Richard Nixon, in his final months, demonstrated what this characteristic looks like under pressure. Nixon’s paranoia — his certainty that enemies surrounded him, that the press was conspiring against him, that loyalty to the country and loyalty to Nixon were interchangeable concepts — had been a feature of his personality long before Watergate. Secretary of Defense James Schlesinger who, in the final days of August 1974, quietly instructed the Joint Chiefs of Staff that any unusual military or nuclear orders from the White House must be cleared through him first and took quiet steps to ensure that military orders in those final weeks would not be executed without independent verification. The military had inserted a check on the commander in chief. It should not have been necessary. It was.
The current case: the use of the pardon power to benefit personal associates, the pressure applied to the Justice Department on behalf of personal legal interests, the characterization of prosecutions as persecution, the claim — stated plainly and repeatedly — that a president should be immune from legal accountability for official acts. These are not aberrations. They are the logical expression of a governing philosophy in which the president and the presidency are understood to be the same thing.
The Ledger
Across these cases — Wilson, Johnson, Nixon, Wilhelm, Ceaușescu, and the broader historical catalogue — three characteristics recur with enough consistency to constitute a pattern: the shrinking circle, the unfalsifiable narrative, and the conflation of self with state.
The current case presents all three, simultaneously, at a scale and duration that is, in the American context, without precedent. Wilson had one of the three, situationally. Johnson had two, temporarily, and ultimately blinked. Nixon had two, chronically, and was removed by the system before the third fully metastasized.

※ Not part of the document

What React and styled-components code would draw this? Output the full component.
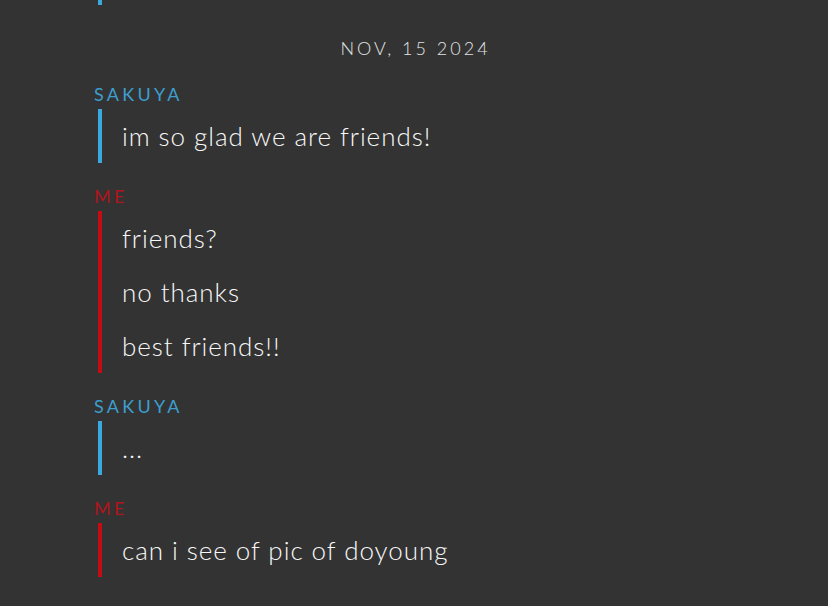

What makes the present moment historically distinct is not the characteristics themselves — those are old. What is new is the sequence: these characteristics were publicly documented, at length and in detail, before the election. Twice. The electorate, having reviewed the evidence, rendered a verdict. This shifts the historical question from the leader to the system that produced him — and to the rest of us, who are the system.
That is the more interesting question. It is also the more uncomfortable one.
The enlightened cynic notes it, and moves on.